Discussion Questions for Thursday, April 30 (Zoom links here), pages 111-126 (=Institutes, 3.10)
  1. Calvin points out that Christians might be tempted to avoid the things “which seem to serve our pleasure more than our necessity,” i.e., the things of this world that “serve delight” vs. “necessity" (111). What is he talking about? Why might Christians be tempted to do this? Have you ever experienced or seen this? 
  2. Calvin says the main rule here is to consider God’s “purpose in creating and designing [his gifts] for us” (114). How does this apply to food? Alcohol? Clothing? Art + culture? Nature? Money? How do the things of this world (even things that are not “spiritual”) reveal God’s character to us? How are you cultivating an attentiveness to God through receiving his gifts? E.g., Calvin talks about how God has given us flowers so that they might move us by their beauty and pleasantness. (116)

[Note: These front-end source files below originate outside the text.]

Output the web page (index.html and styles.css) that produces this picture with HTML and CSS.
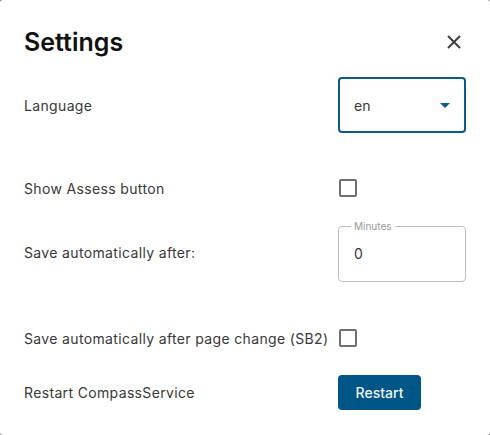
FILE: index.html
```html
<!DOCTYPE html>
<html lang="en">
<head>
    <meta charset="UTF-8">
    <meta name="viewport" content="width=device-width, initial-scale=1.0">
    <title>Settings</title>
    <link rel="stylesheet" href="styles.css">
</head>
<body>
    <div class="dialog">
        <div class="dialog-head">
            <div class="dialog-title">Settings</div>
            <button class="close-btn" aria-label="close">
                <svg width="14" height="14" viewBox="0 0 14 14">
                    <path d="M1 1 L13 13 M13 1 L1 13" stroke="#404040" stroke-width="2" fill="none"/>
                </svg>
            </button>
        </div>

        <div class="row row-field">
            <div class="label">Language</div>
            <div class="select">
                <span>en</span>
                <span class="arrow"></span>
            </div>
        </div>

        <div class="row">
            <div class="label">Show Assess button</div>
            <div class="checkbox"></div>
        </div>

        <div class="row row-field row-minutes">
            <div class="label">Save automatically after:</div>
            <fieldset class="outlined">
                <legend>Minutes</legend>
                <span class="value">0</span>
            </fieldset>
        </div>

        <div class="row">
            <div class="label">Save automatically after page change (SB2)</div>
            <div class="checkbox"></div>
        </div>

        <div class="row">
            <div class="label">Restart CompassService</div>
            <button class="restart-btn">Restart</button>
        </div>
    </div>
</body>
</html>
```

FILE: styles.css
```css
body{
    margin: 0;
    background-color: #8a8a8a;
    font-family: Inter, Roboto, 'Liberation Sans', sans-serif;
}
.dialog{
    width: 490px;
    height: 435px;
    box-sizing: border-box;
    padding: 24px 24px 0 24px;
    background-color: #fff;
    border-radius: 3px;
}
.dialog-head{
    display: flex;
    justify-content: space-between;
    align-items: center;
    height: 36px;
    margin-bottom: 17px;
}
.dialog-title{
    font-family: Inter, 'Noto Sans', sans-serif;
    font-size: 25px;
    font-weight: 600;
    color: #111;
}
.close-btn{
    border: 0;
    background: none;
    padding: 0;
    margin-right: 5px;
    width: 14px;
    height: 14px;
    display: flex;
    cursor: pointer;
}
.row{
    display: grid;
    grid-template-columns: 314px 128px;
    align-items: center;
    min-height: 36px;
    margin-bottom: 18px;
}
.row-field{
    margin-bottom: 37px;
}
.row-minutes{
    margin-bottom: 40px;
}
.label{
    font-size: 14px;
    letter-spacing: 0.35px;
    color: #383838;
}
.select{
    box-sizing: border-box;
    height: 56px;
    border: 2px solid #0d5a8a;
    border-radius: 4px;
    display: flex;
    align-items: center;
    justify-content: space-between;
    padding: 0 14px;
    font-size: 14px;
    color: #383838;
}
.arrow{
    width: 0;
    height: 0;
    border-left: 5px solid transparent;
    border-right: 5px solid transparent;
    border-top: 5px solid #0d5a8a;
}
.checkbox{
    box-sizing: border-box;
    width: 18px;
    height: 18px;
    margin-left: 1px;
    border: 2px solid #6f6f6f;
    border-radius: 2px;
}
.outlined{
    box-sizing: border-box;
    height: 61px;
    margin: -3px 0 -2px 0;
    padding: 0 15px;
    border: 1px solid #bdbdbd;
    border-radius: 4px;
    display: flex;
    align-items: center;
}
.outlined legend{
    font-size: 10px;
    color: #9a9a9a;
    padding: 0 3px;
    margin-left: -3px;
    line-height: 10px;
}
.outlined .value{
    font-size: 14px;
    color: #383838;
    margin-top: -5px;
}
.restart-btn{
    width: 83px;
    height: 35px;
    border: 0;
    border-radius: 4px;
    background-color: #005587;
    color: #f2f6f9;
    font-family: Inter, 'Noto Sans', sans-serif;
    font-size: 14px;
    font-weight: 500;
    cursor: pointer;
}
```
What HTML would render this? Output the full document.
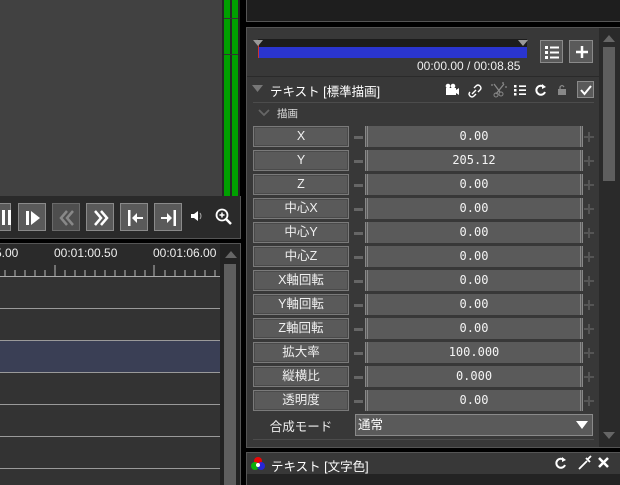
<!DOCTYPE html>
<html><head><meta charset="utf-8"><style>
*{margin:0;padding:0;box-sizing:border-box}
body{width:620px;height:485px;background:#000;position:relative;overflow:hidden;font-family:"Liberation Sans","Noto Sans CJK JP",sans-serif;color:#fff}
.a{position:absolute}
.lbl{position:absolute;left:253px;width:96px;height:21px;background:#5a5a5a;border:1px solid #7a7a7a;box-shadow:inset 0 0 0 1px #4a4a4a;font-size:12.5px;text-align:center;line-height:19px;color:#f0f0f0}
.val{position:absolute;left:365px;width:218px;height:21px;background:#5a5a5a;border-left:3px double #888;border-right:3px double #888;font-family:"DejaVu Sans Mono","Liberation Mono",monospace;font-size:12px;text-align:center;line-height:21px;color:#f4f4f4}
.mn{position:absolute;left:354px;width:9px;height:3px;background:#666}
.pl{position:absolute;left:584px;width:10px;height:10px}
.pl:before{content:"";position:absolute;left:0;top:4px;width:10px;height:2px;background:#555}
.pl:after{content:"";position:absolute;left:4px;top:0;width:2px;height:10px;background:#555}
.btn{position:absolute;top:203px;width:28px;height:28px;background:#5a5a5a;border:1px solid #8a8a8a}
.hl{position:absolute;left:0;width:220px;height:1px;background:#9a9a9a}
</style></head><body>
<div class="a" style="left:0;top:0;width:222px;height:196px;background:#414141"></div>
<div class="a" style="left:222px;top:0;width:18px;height:196px;background:#262626"></div>
<div class="a" style="left:224px;top:0;width:6px;height:196px;background:#00a000"></div>
<div class="a" style="left:232px;top:0;width:6px;height:196px;background:#00a000"></div>
<div class="a" style="left:224px;top:18px;width:14px;height:1px;background:#333"></div>
<div class="a" style="left:224px;top:54px;width:14px;height:1px;background:#333"></div>
<div class="a" style="left:0;top:196px;width:241px;height:43px;background:#2a2a2a;border-right:1px solid #555;border-bottom:1px solid #555"></div>
<div class="btn" style="left:-17px"><div class="a" style="left:18px;top:6px;width:3px;height:15px;background:#fff"></div><div class="a" style="left:24px;top:6px;width:3px;height:15px;background:#fff"></div></div>
<div class="btn" style="left:18px"><svg class="a" style="left:4px;top:4px" width="20" height="20"><rect x="3" y="3" width="3" height="14" fill="#fff"/><path d="M8 3 L17 10 L8 17Z" fill="#fff"/></svg></div>
<div class="btn" style="left:52px;background:#4e4e4e;border-color:#6a6a6a"><svg class="a" style="left:4px;top:4px" width="20" height="20"><path d="M10 3 L4 10 L10 17 M16 3 L10 10 L16 17" stroke="#888" stroke-width="2.5" fill="none"/></svg></div>
<div class="btn" style="left:86px"><svg class="a" style="left:4px;top:4px" width="20" height="20"><path d="M4 3 L10 10 L4 17 M10 3 L16 10 L10 17" stroke="#fff" stroke-width="2.5" fill="none"/></svg></div>
<div class="btn" style="left:120px"><svg class="a" style="left:4px;top:4px" width="20" height="20"><rect x="3" y="2" width="2.5" height="16" fill="#fff"/><path d="M7 10 L12 5 L12 9 L18 9 L18 11 L12 11 L12 15Z" fill="#fff"/></svg></div>
<div class="btn" style="left:154px"><svg class="a" style="left:4px;top:4px" width="20" height="20"><rect x="14.5" y="2" width="2.5" height="16" fill="#fff"/><path d="M13 10 L8 5 L8 9 L2 9 L2 11 L8 11 L8 15Z" fill="#fff"/></svg></div>
<svg class="a" style="left:189px;top:208px" width="16" height="16"><path d="M2 6 H5 L9 3 V13 L5 10 H2Z" fill="#fff"/><path d="M11 5 Q13 8 11 11" stroke="#aaa" fill="none"/></svg>
<svg class="a" style="left:214px;top:207px" width="20" height="20"><circle cx="8" cy="8" r="5.5" stroke="#fff" stroke-width="1.8" fill="none"/><path d="M12 12 L17 17" stroke="#fff" stroke-width="2.5"/><path d="M5.5 8 H10.5 M8 5.5 V10.5" stroke="#fff" stroke-width="1.5"/></svg>
<div class="a" style="left:0;top:243px;width:241px;height:242px;background:#222;border-right:1px solid #555;border-top:1px solid #555"></div>
<div class="a" style="left:0;top:244px;width:220px;height:241px;background:#333"></div>
<div class="a" style="left:0;top:244px;width:220px;height:32px;background:#2a2a2a"></div>
<div class="a" style="left:-5px;top:246px;font-size:12px;color:#eee">5.00</div>
<div class="a" style="left:54px;top:246px;font-size:12px;color:#eee">00:01:00.50</div>
<div class="a" style="left:153px;top:246px;font-size:12px;color:#eee">00:01:06.00</div>
<svg class="a" style="left:0;top:265px" width="220" height="13">
<path d="M5 5V11M15 5V11M25 5V11M35 5V11M45 5V11M65 5V11M75 5V11M85 5V11M95 5V11M105 5V11M115 5V11M125 5V11M135 5V11M145 5V11M165 5V11M175 5V11M185 5V11M195 5V11M205 5V11M215 5V11M55 0V11M154 0V11" stroke="#bbb"/>
<rect x="0" y="11" width="220" height="1" fill="#aaa"/></svg>
<div class="a" style="left:0;top:341px;width:220px;height:31px;background:#3a3f55"></div>
<div class="hl" style="top:308px"></div><div class="hl" style="top:340px"></div><div class="hl" style="top:372px"></div><div class="hl" style="top:404px"></div><div class="hl" style="top:436px"></div><div class="hl" style="top:468px"></div>
<div class="a" style="left:220px;top:244px;width:20px;height:241px;background:#222"></div>
<svg class="a" style="left:224px;top:249px" width="14" height="10"><path d="M1 9 L7 2 L13 9Z" fill="#666"/></svg>
<div class="a" style="left:224px;top:264px;width:12px;height:221px;background:#5e5e5e"></div>
<div class="a" style="left:246px;top:-2px;width:376px;height:24px;background:#1e1e1e;border:1px solid #555"></div>
<div class="a" style="left:246px;top:27px;width:376px;height:421px;background:#383838;border:1px solid #555"></div>
<div class="a" style="left:599px;top:28px;width:21px;height:419px;background:#2a2a2a"></div>
<svg class="a" style="left:602px;top:33px" width="14" height="10"><path d="M1 9 L7 2 L13 9Z" fill="#666"/></svg>
<div class="a" style="left:603px;top:47px;width:12px;height:134px;background:#5e5e5e"></div>
<svg class="a" style="left:602px;top:431px" width="14" height="10"><path d="M1 1 L7 8 L13 1Z" fill="#666"/></svg>
<div class="a" style="left:258px;top:39px;width:269px;height:8px;background:#1c1c1c"></div>
<div class="a" style="left:258px;top:47px;width:269px;height:11px;background:#2a35d0"></div>
<div class="a" style="left:258px;top:40px;width:1px;height:18px;background:#c33"></div>
<svg class="a" style="left:253px;top:39px" width="280" height="9"><path d="M0 1 H10 L5 7Z M265 1 H275 L270 7Z" fill="#999"/></svg>
<div class="a" style="left:540px;top:40px;width:23px;height:23px;background:#5a5a5a;border:1px solid #8a8a8a"><svg class="a" style="left:2px;top:2px" width="18" height="18"><path d="M2 3h3v3h-3zM2 8h3v3h-3zM2 13h3v3h-3z" fill="#fff"/><path d="M7 4.5h9M7 9.5h9M7 14.5h9" stroke="#fff" stroke-width="2"/></svg></div>
<div class="a" style="left:569px;top:40px;width:24px;height:23px;background:#5a5a5a;border:1px solid #8a8a8a"><svg class="a" style="left:3px;top:2px" width="18" height="18"><path d="M9 3V15M3 9H15" stroke="#fff" stroke-width="2.5"/></svg></div>
<div class="a" style="left:417px;top:59px;font-size:12px;color:#eee">00:00.00 / 00:08.85</div>
<div class="a" style="left:247px;top:76px;width:352px;height:1px;background:#2a2a2a"></div>
<svg class="a" style="left:252px;top:84px" width="12" height="10"><path d="M0 1 H11 L5.5 8Z" fill="#777"/></svg>
<div class="a" style="left:270px;top:81px;font-size:12.5px;color:#fff">テキスト [標準描画]</div>
<svg class="a" style="left:444px;top:82px" width="135" height="16">
<rect x="2" y="6" width="10" height="7" fill="#fff"/><circle cx="4" cy="4" r="2.3" fill="#fff"/><circle cx="9" cy="4" r="2.3" fill="#fff"/><path d="M12 8 L15 6 V13 L12 11Z" fill="#fff"/>
<path d="M28 12 L32 8 M26 10 Q24 12 26 14 Q28 16 30 14 L32 12 M30 6 L32 4 Q34 2 36 4 Q38 6 36 8 L34 10" stroke="#fff" stroke-width="1.4" fill="none"/>
<path d="M50 2 L56 10 M60 2 L52 12 M47 3h2M58 1h2M61 5h2" stroke="#888" stroke-width="1.3"/><circle cx="52" cy="13" r="2" stroke="#888" fill="none"/><circle cx="57" cy="12" r="2" stroke="#888" fill="none"/>
<path d="M70 3h2.5v2.5h-2.5zM70 7h2.5v2.5h-2.5zM70 11h2.5v2.5h-2.5z" fill="#fff"/><path d="M75 4.2h7M75 8.2h7M75 12.2h7" stroke="#fff" stroke-width="1.6"/>
<path d="M100 5 A4.5 4.5 0 1 0 101 10" stroke="#fff" stroke-width="2" fill="none"/><path d="M98 2 L102 5 L98 7Z" fill="#fff"/>
<rect x="114" y="7" width="8" height="6" fill="#888"/><path d="M116 7 V5 Q118 2 120 5" stroke="#888" stroke-width="1.3" fill="none"/>
</svg>
<div class="a" style="left:577px;top:81px;width:17px;height:17px;background:#5a5a5a;border:1px solid #8a8a8a"><svg class="a" style="left:1px;top:1px" width="14" height="14"><path d="M2 7 L5.5 11 L12 3" stroke="#fff" stroke-width="2" fill="none"/></svg></div>
<div class="a" style="left:253px;top:102px;width:341px;height:1px;background:#4c4c4c"></div>
<svg class="a" style="left:258px;top:109px" width="12" height="8"><path d="M1 1 L6 6 L11 1" stroke="#666" stroke-width="1.8" fill="none"/></svg>
<div class="a" style="left:277px;top:106px;font-size:10.5px;color:#ddd">描画</div>

<div class="lbl" style="top:126px">X</div><div class="mn" style="top:136px"></div><div class="val" style="top:126px">0.00</div><div class="pl" style="top:132px"></div>
<div class="lbl" style="top:150px">Y</div><div class="mn" style="top:160px"></div><div class="val" style="top:150px">205.12</div><div class="pl" style="top:156px"></div>
<div class="lbl" style="top:174px">Z</div><div class="mn" style="top:184px"></div><div class="val" style="top:174px">0.00</div><div class="pl" style="top:180px"></div>
<div class="lbl" style="top:198px">中心X</div><div class="mn" style="top:208px"></div><div class="val" style="top:198px">0.00</div><div class="pl" style="top:204px"></div>
<div class="lbl" style="top:222px">中心Y</div><div class="mn" style="top:232px"></div><div class="val" style="top:222px">0.00</div><div class="pl" style="top:228px"></div>
<div class="lbl" style="top:246px">中心Z</div><div class="mn" style="top:256px"></div><div class="val" style="top:246px">0.00</div><div class="pl" style="top:252px"></div>
<div class="lbl" style="top:270px">X軸回転</div><div class="mn" style="top:280px"></div><div class="val" style="top:270px">0.00</div><div class="pl" style="top:276px"></div>
<div class="lbl" style="top:294px">Y軸回転</div><div class="mn" style="top:304px"></div><div class="val" style="top:294px">0.00</div><div class="pl" style="top:300px"></div>
<div class="lbl" style="top:318px">Z軸回転</div><div class="mn" style="top:328px"></div><div class="val" style="top:318px">0.00</div><div class="pl" style="top:324px"></div>
<div class="lbl" style="top:342px">拡大率</div><div class="mn" style="top:352px"></div><div class="val" style="top:342px">100.000</div><div class="pl" style="top:348px"></div>
<div class="lbl" style="top:366px">縦横比</div><div class="mn" style="top:376px"></div><div class="val" style="top:366px">0.000</div><div class="pl" style="top:372px"></div>
<div class="lbl" style="top:390px">透明度</div><div class="mn" style="top:400px"></div><div class="val" style="top:390px">0.00</div><div class="pl" style="top:396px"></div>

<div class="a" style="left:253px;top:416px;width:96px;text-align:center;font-size:12.5px;color:#eee">合成モード</div>
<div class="a" style="left:355px;top:414px;width:238px;height:22px;background:#5a5a5a;border:1px solid #8a8a8a;font-size:12.5px;line-height:20px;padding-left:2px;color:#fff">通常<svg class="a" style="left:220px;top:5px" width="12" height="10"><path d="M0 1 H12 L6 9Z" fill="#fff"/></svg></div>
<div class="a" style="left:253px;top:439px;width:341px;height:1px;background:#4c4c4c"></div>
<div class="a" style="left:246px;top:452px;width:376px;height:33px;background:#383838;border:1px solid #555"></div>
<div class="a" style="left:247px;top:474px;width:373px;height:11px;background:#232323"></div>
<svg class="a" style="left:250px;top:456px" width="16" height="16"><circle cx="8" cy="5" r="4" fill="#f00" opacity=".9"/><circle cx="5" cy="10" r="4" fill="#0c0" opacity=".8"/><circle cx="11" cy="10" r="4" fill="#22f" opacity=".8"/><circle cx="8" cy="9" r="2" fill="#fff"/></svg>
<div class="a" style="left:271px;top:456px;font-size:12.5px;color:#fff">テキスト [文字色]</div>
<svg class="a" style="left:554px;top:455px" width="62" height="16">
<path d="M10 5 A4.5 4.5 0 1 0 11 10" stroke="#fff" stroke-width="2" fill="none"/><path d="M8 2 L12 5 L8 7Z" fill="#fff"/>
<path d="M25 14 L33 6 M32 3 L36 7 M34 4 L37 1" stroke="#fff" stroke-width="1.8" fill="none"/>
<path d="M45 3 L54 12 M54 3 L45 12" stroke="#fff" stroke-width="2.5"/></svg>
</body></html>
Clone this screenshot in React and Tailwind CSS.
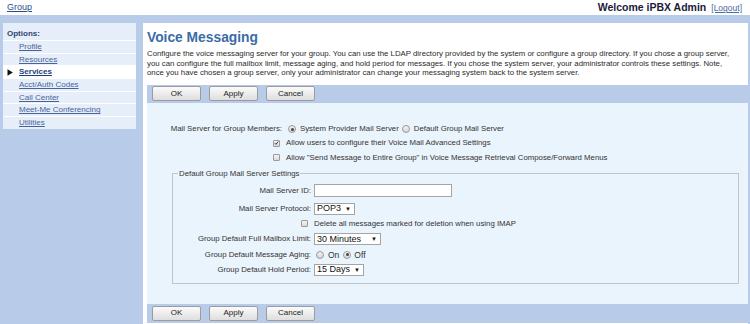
const Btn = ({ children }) => (
  <button className="w-[49px] h-[15px] border border-[#9c9c9c] rounded-[2px] bg-gradient-to-b from-[#fbfbfb] to-[#dedede] text-[8px] leading-none text-[#222]">
    {children}
  </button>
);

const Bar = ({ h }) => (
  <div className={`${h} bg-[#b8cbe8] flex items-center pl-[5px] gap-[8px]`}>
    <Btn>OK</Btn>
    <Btn>Apply</Btn>
    <Btn>Cancel</Btn>
  </div>
);

const Radio = ({ checked }) => (
  <span className="w-[8px] h-[8px] rounded-full border border-[#9a9a9a] bg-gradient-to-b from-[#f4f4f4] to-[#d6d6d6] flex items-center justify-center shrink-0">
    {checked && <span className="w-[3px] h-[3px] rounded-full bg-[#444]" />}
  </span>
);

const Check = ({ checked }) => (
  <span className="w-[7px] h-[7px] rounded-[1px] border border-[#9a9a9a] bg-gradient-to-b from-[#f6f6f6] to-[#d8d8d8] flex items-center justify-center shrink-0">
    {checked && (
      <svg width="6" height="6" viewBox="0 0 6 6">
        <path d="M1 3.2 L2.4 4.6 L5 1.2" stroke="#333" strokeWidth="1.2" fill="none" />
      </svg>
    )}
  </span>
);

const Select = ({ w, children }) => (
  <span className={`${w} h-[12px] border border-[#a5a5a5] bg-white flex items-center justify-between pl-[2px] pr-[3px] text-[9px] leading-none text-[#111]`}>
    <span>{children}</span>
    <span className="text-[6px]">▼</span>
  </span>
);

const navItems = ["Profile", "Resources", "Services", "Acct/Auth Codes", "Call Center", "Meet-Me Conferencing", "Utilities"];

export default function App() {
  return (
    <div className="w-[750px] h-[324px] overflow-hidden bg-white flex flex-col font-['Liberation_Sans',Arial,sans-serif]">
      <div className="h-[15px] flex items-center justify-between pl-[7px] pr-[8px] shrink-0">
        <a className="text-[9px] leading-none text-[#2b4f86] underline">Group</a>
        <div className="flex items-baseline gap-[5px]">
          <span className="text-[10.5px] leading-none font-bold text-[#1b1b3a]">Welcome iPBX Admin</span>
          <a className="text-[8.5px] leading-none underline text-[#4a6aa0]">[Logout]</a>
        </div>
      </div>
      <div className="flex-1 bg-[#b8cbe8] flex pt-[8px] pl-[3px] pr-[2px] gap-[7px]">
        <div className="w-[133px] self-start bg-[#e6eef9] flex flex-col">
          <div className="h-[17px] pt-[6px] pl-[4px] text-[8px] leading-[9px] font-bold text-[#2d466f]">Options:</div>
          {navItems.map((n) => (
            <div
              key={n}
              className={`h-[12.7px] border-t border-white flex items-center ${n === "Services" ? "bg-white" : ""}`}
            >
              <span className="w-[16px] flex items-center pl-[4px]">
                {n === "Services" && (
                  <svg width="6" height="7" viewBox="0 0 6 7">
                    <path d="M0.5 0.3 L5.8 3.5 L0.5 6.7 Z" fill="#111" />
                  </svg>
                )}
              </span>
              <a
                className={`text-[8px] leading-none underline ${
                  n === "Services" ? "font-bold text-[#1e3f7c]" : "text-[#46649a]"
                }`}
              >
                {n}
              </a>
            </div>
          ))}
        </div>
        <div className="flex-1 bg-white pl-[4px] flex flex-col">
          <div className="pt-[6px] text-[13.8px] leading-[17px] font-bold text-[#3b6ca6]">Voice Messaging</div>
          <div className="mt-[3px] text-[7.8px] leading-[9.6px] text-[#2a2a2a] whitespace-nowrap">
            <div>Configure the voice messaging server for your group. You can use the LDAP directory provided by the system or configure a group directory. If you chose a group server,</div>
            <div>you can configure the full mailbox limit, message aging, and hold period for messages. If you chose the system server, your administrator controls these settings. Note,</div>
            <div>once you have chosen a group server, only your administrator can change your messaging system back to the system server.</div>
          </div>
          <div className="mt-[7px]">
            <Bar h="h-[18px]" />
          </div>
          <div className="h-[201px] bg-[#eaf4fc] flex flex-col text-[7.8px] leading-none text-[#333]">
            <div className="mt-[20.5px] h-[12px] flex items-center">
              <span className="w-[135px] text-right">Mail Server for Group Members:</span>
              <span className="ml-[6px]"><Radio checked /></span>
              <span className="ml-[4px]">System Provider Mail Server</span>
              <span className="ml-[3px]"><Radio /></span>
              <span className="ml-[4px]">Default Group Mail Server</span>
            </div>
            <div className="mt-[2px] h-[12px] flex items-center pl-[126px]">
              <Check checked />
              <span className="ml-[6px]">Allow users to configure their Voice Mail Advanced Settings</span>
            </div>
            <div className="mt-[2.5px] h-[12px] flex items-center pl-[126px]">
              <Check />
              <span className="ml-[6px]">Allow "Send Message to Entire Group" in Voice Message Retrieval Compose/Forward Menus</span>
            </div>
            <fieldset className="mt-[5.5px] ml-[25px] mr-[9px] border border-[#c4c4c4] pb-[6px]">
              <legend className="ml-[5px] px-[1px] text-[7.8px] leading-[9px] text-[#333]">Default Group Mail Server Settings</legend>
              <div className="mt-[5.5px] h-[14px] flex items-center">
                <span className="w-[138px] text-right">Mail Server ID:</span>
                <span className="ml-[3px] w-[138px] h-[13px] border border-[#a5a5a5] bg-white" />
              </div>
              <div className="mt-[4px] h-[14px] flex items-center">
                <span className="w-[138px] text-right">Mail Server Protocol:</span>
                <span className="ml-[3px]"><Select w="w-[41px]">POP3</Select></span>
              </div>
              <div className="mt-[1px] h-[14px] flex items-center pl-[128px]">
                <Check />
                <span className="ml-[6px]">Delete all messages marked for deletion when using IMAP</span>
              </div>
              <div className="mt-[1.5px] h-[14px] flex items-center">
                <span className="w-[138px] text-right">Group Default Full Mailbox Limit:</span>
                <span className="ml-[3px]"><Select w="w-[67px]">30 Minutes</Select></span>
              </div>
              <div className="mt-[1.5px] h-[14px] flex items-center">
                <span className="w-[138px] text-right">Group Default Message Aging:</span>
                <span className="ml-[5px]"><Radio /></span>
                <span className="ml-[4px] text-[8.5px]">On</span>
                <span className="ml-[4px]"><Radio checked /></span>
                <span className="ml-[3px] text-[8.5px]">Off</span>
              </div>
              <div className="mt-[1px] h-[14px] flex items-center">
                <span className="w-[138px] text-right">Group Default Hold Period:</span>
                <span className="ml-[3px]"><Select w="w-[50px]">15 Days</Select></span>
              </div>
            </fieldset>
          </div>
          <Bar h="h-[19px]" />
        </div>
      </div>
    </div>
  );
}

  3. However, Calvin also says that there’s a danger that we would give in to our fleshly desires in the name of liberty, refusing to limit and constrain ourselves as we should. Which one of these two dangers (more restrictive than God says vs. less restrictive than God says) is a greater danger for you? 
  4. How does excess keep us from knowing God in the way his gifts are meant for? (117) E.g., Calvin’s rhetorical question: “How can there be acknowledgment of God if our minds are enchanted by the splendor of his gifts?” (118)
  5. Calvin argues that “we should considerably curb such freedom that leads to abuse” — why is this so difficult in our day?
  6. How does meditation on heaven help us with both dangers (legalism vs. license)? (119-120) How does it help us when we are enjoying abundance? (120) When we are experiencing scarcity (121)?
  7. How does love for God factor into our proper use of the things of the world? Our love for neighbor? (123)
  8. Calvin ends by arguing that we should submit to God’s calling(s) on our life, no matter how humble — what does he mean here? Why is this so counter-cultural today? This is as great line!: “Every work performed in obedience to one’s calling, no matter how ordinary and common, is radiant — most valuable in the eyes of our Lord” (126).